Ms. Pac-Man is one of the first sequels of the very popular video game Pac-Man. The port for the TI-99/4A home computer system was developed by Atarisoft and released on Solid State SoftwareTM Command Module cartridge. It was originally sold starting during the second quarter of 1984 as part number RX 8543 and sold for $44.95 (USD). It was ported for the TI-99/4A by Howard Scheer.
|Original Retail Price
|Solid State SoftwareTM Command Module
|1984 (2nd quarter)
Ms. Pac-Man plays similarly to the original Pac-Man video game. Points are earned in much the same manner, by eating pellets to clear levels, all while avoiding the ghosts. Running into a ghost leads to the player losing one life. However, when the player runs over or "eats" an energizer or "power pallet," it turns all ghosts blue, meaning they are vulnerable to being consumed by Ms. Pac-Man. Each ghost eaten consecutively increases the point value. Occasionally, fruit or other or pretzels appear in the middle of the board that also give the player bonus points. With each round of the game, the ghosts become faster, and the duration of ghost vulnerability shortens, making it much more challenging for the player.

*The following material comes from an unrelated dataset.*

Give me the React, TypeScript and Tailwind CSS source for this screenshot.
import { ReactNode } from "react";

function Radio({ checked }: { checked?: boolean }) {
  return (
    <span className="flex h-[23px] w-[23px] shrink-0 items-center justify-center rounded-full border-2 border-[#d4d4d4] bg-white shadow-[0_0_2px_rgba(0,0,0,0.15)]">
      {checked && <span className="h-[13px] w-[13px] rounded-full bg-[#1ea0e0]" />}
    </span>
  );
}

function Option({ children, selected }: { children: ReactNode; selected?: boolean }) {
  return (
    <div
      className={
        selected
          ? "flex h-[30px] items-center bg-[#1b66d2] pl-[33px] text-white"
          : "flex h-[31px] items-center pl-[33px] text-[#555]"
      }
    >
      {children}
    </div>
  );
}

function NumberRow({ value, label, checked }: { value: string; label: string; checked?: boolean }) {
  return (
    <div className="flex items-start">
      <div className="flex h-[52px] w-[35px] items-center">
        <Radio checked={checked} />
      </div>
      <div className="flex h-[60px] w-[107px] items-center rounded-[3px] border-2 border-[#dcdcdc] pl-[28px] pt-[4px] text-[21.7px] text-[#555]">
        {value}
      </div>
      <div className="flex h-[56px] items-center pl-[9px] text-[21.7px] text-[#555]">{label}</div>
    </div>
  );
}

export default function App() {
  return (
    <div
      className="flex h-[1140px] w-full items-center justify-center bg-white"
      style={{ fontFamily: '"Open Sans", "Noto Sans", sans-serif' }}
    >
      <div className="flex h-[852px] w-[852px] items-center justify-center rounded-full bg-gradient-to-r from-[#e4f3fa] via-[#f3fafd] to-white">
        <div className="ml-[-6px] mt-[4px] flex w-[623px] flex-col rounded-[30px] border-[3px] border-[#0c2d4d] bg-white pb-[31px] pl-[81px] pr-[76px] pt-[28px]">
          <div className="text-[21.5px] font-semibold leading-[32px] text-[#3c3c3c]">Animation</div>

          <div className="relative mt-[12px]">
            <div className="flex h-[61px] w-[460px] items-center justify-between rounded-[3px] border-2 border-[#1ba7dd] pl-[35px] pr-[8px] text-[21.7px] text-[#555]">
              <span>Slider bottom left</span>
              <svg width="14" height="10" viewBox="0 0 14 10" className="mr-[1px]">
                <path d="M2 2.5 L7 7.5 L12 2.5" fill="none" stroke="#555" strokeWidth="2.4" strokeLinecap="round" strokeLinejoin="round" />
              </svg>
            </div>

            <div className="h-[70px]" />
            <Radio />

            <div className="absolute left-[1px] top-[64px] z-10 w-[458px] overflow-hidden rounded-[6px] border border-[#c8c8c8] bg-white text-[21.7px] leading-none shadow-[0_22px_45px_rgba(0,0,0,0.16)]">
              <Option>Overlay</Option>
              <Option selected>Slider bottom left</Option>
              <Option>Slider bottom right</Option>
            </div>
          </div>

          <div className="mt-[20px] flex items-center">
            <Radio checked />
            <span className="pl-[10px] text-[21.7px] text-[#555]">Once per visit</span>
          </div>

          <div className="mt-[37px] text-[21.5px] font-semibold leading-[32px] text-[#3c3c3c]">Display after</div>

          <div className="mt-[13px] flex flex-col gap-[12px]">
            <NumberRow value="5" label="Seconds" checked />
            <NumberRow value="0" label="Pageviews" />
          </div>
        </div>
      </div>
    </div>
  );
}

Triton Catalog - Spring 1985
Would you like to dine with a lady who has a real appetite for fun and games? Join Ms. Pac-Man as you eat your way through four different mazes featuring floating apples, oranges, pears, bananas and even pretzels.
From Back of Retail Packaging
It was the love match of the century, Pac-Man, star of the arcade, and his leading lady, the unforgettable Ms. Pac-Man through four different mazes as she gobbles up dots, energy pills, fruit and pretzels. But watch out! The ghosts aren't far behind her. Can she escape them?
Ms. Pac-Man, the first sequel to the wildly popular arcade hit Pac-Man. It was created by General Computer Corporation (GCC) which was originally a simple enhancement kit for exiting Pac-Man machines. Atari originally set out to sue GCC for distributing the modifications to the original arcade game. Eventually, however, Atari hired the programmers from GCC to help create other sequels and original video games for them.